The well-being of the children is the most important part of any child custody action. The best interest of the child is a standard that courts often cite in making child custody determinations. In West Virginia, the courts will usually consider the relationship of the children to each parent when determining the amount of time the children spend with each parent. The courts will also consider the fitness of a parent. Sadly, the abuse of drugs, other neglect, or physical abuse by a parent is often a factor in child custody cases. The court can make use of psychological evaluations, guardian ad litem evaluations, medical records, drug screens, and court records in determining what is right for the child. The good parent is often faced with the role of protecting the children from the abusive or neglectful parent in family court.
Parents will also try to use the children to “get back at” the other parent. In this situation, the parent will try to deprive the other parent of parenting time/custody as punishment for the soured relationship.
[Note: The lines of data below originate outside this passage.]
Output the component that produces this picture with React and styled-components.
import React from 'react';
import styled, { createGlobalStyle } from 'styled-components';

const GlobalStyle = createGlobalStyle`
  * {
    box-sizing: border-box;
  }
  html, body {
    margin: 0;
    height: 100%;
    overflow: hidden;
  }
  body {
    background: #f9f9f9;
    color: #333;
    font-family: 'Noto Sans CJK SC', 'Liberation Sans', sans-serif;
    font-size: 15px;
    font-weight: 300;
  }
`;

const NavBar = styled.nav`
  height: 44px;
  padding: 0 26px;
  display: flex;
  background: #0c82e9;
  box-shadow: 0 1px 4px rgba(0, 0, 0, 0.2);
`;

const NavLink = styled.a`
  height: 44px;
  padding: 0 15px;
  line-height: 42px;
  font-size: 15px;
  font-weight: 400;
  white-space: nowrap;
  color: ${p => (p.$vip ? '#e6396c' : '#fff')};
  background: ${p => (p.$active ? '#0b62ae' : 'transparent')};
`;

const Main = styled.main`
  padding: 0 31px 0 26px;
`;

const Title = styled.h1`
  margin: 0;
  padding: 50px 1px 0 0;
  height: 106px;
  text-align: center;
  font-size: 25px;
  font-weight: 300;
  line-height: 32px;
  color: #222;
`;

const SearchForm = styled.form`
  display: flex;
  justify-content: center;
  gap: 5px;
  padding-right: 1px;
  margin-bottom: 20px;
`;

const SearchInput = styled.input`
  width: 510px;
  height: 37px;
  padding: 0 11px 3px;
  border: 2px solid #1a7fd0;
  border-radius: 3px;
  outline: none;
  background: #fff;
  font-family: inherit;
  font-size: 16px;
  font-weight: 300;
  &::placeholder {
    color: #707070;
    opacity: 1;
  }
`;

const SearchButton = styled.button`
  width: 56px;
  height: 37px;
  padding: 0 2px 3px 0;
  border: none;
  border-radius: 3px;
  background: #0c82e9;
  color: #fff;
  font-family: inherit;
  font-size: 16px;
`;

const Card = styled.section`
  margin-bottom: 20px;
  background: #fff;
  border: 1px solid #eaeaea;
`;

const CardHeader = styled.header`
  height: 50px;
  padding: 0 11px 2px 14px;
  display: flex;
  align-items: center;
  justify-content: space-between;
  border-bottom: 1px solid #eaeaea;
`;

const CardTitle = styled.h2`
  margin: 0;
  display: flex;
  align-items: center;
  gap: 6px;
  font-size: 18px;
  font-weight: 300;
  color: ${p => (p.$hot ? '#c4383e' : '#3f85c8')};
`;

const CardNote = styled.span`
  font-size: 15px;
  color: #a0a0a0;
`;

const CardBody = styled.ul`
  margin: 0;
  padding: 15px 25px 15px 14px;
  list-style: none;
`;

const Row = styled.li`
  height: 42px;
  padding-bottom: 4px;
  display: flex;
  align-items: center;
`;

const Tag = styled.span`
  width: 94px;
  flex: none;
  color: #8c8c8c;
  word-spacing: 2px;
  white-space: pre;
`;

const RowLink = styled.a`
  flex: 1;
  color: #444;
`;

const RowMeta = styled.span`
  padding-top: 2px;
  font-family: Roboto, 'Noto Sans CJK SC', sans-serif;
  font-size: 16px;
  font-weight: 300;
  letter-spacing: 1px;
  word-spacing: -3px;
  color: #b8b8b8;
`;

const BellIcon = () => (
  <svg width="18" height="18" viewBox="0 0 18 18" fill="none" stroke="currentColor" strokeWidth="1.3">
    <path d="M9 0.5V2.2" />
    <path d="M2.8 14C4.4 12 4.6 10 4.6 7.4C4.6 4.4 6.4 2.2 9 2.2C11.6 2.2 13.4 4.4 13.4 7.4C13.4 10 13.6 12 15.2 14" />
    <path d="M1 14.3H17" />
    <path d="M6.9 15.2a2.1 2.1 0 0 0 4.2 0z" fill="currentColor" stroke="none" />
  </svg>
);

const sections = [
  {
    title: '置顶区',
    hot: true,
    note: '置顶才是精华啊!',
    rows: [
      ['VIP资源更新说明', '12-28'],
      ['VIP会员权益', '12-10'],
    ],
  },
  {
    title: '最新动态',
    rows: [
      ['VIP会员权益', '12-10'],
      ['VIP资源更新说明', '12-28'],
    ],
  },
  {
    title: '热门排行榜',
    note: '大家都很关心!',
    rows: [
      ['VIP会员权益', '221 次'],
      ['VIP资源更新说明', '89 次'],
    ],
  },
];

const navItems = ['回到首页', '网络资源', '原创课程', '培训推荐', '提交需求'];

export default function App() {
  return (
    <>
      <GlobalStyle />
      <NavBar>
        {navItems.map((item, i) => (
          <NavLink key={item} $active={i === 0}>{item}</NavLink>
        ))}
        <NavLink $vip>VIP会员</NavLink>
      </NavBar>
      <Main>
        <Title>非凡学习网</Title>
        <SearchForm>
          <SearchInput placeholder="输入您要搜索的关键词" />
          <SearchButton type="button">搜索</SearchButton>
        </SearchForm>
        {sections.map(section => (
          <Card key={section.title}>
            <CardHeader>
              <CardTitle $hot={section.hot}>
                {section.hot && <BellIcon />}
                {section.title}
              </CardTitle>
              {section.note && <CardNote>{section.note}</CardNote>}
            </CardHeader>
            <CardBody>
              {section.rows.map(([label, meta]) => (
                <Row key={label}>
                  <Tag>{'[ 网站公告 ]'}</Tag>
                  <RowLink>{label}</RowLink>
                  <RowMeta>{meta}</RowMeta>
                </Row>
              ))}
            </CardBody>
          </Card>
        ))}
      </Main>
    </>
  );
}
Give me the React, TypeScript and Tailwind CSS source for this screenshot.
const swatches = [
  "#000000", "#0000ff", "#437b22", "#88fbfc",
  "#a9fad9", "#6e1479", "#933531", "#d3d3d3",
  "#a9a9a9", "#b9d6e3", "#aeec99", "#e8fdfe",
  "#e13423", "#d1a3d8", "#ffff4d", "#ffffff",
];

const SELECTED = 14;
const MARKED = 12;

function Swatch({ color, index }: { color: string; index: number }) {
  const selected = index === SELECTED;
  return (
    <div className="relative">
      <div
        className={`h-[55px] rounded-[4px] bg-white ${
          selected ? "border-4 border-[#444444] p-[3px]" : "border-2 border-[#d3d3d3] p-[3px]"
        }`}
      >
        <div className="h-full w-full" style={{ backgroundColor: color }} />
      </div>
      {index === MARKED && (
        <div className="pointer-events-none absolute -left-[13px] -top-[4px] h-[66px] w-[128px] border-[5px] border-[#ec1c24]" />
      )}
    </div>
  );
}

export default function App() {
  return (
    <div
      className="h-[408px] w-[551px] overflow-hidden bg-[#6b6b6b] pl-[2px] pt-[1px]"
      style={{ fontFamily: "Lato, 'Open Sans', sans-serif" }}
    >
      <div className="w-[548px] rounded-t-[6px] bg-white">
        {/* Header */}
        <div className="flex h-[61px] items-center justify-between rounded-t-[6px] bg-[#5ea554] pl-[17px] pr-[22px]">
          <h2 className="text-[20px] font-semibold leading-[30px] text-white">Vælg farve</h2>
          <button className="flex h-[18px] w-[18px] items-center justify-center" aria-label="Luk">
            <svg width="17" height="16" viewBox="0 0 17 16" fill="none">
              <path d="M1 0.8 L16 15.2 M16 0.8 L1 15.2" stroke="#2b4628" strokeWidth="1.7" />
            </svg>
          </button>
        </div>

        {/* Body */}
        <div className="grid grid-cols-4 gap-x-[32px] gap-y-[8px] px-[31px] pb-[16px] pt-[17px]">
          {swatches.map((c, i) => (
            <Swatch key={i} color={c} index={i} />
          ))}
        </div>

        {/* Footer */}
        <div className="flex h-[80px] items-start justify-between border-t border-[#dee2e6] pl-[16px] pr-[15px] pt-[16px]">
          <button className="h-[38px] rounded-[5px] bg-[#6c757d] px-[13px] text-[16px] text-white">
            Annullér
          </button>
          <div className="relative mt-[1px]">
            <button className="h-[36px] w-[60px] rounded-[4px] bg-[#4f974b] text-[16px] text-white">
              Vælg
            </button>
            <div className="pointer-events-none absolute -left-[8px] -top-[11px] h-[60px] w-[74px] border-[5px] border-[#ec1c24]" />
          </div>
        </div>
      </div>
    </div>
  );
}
The people who lose the most in this situation are the children, as they are deprived of the love and attention of a good parent.
Oftentimes, both parents are good people who want as much parenting time as possible. Children are not property to be divided. A particular parenting time arrangement might work perfectly for some children. However, for other children, it could be detrimental to their development and well-being.
A lawyer with experience in child custody matters can greatly assist a parent in obtaining the best parenting plan for their child.
It costs a lot of money to raise a child. Baseball mitts, shoes, soccer equipment, cheerleading camp, dance classes……..and the list goes on. Not to mention the cost of putting a roof over their head and providing transportation, food, and healthcare. Both parents need fair child support orders to enable them to have the funds to care for their children. West Virginia follows a child support formula in most cases. This formula takes into account factors such as the number of overnights the child spends with each parent and the income of each parent. The courts do deviate from the formula in certain circumstances. Examples of where courts might not strictly apply the formula are where the child has expensive special needs or one parent is required to pay expensive travel costs. The failure to pay child support can lead to a parent being held in contempt and even jail time.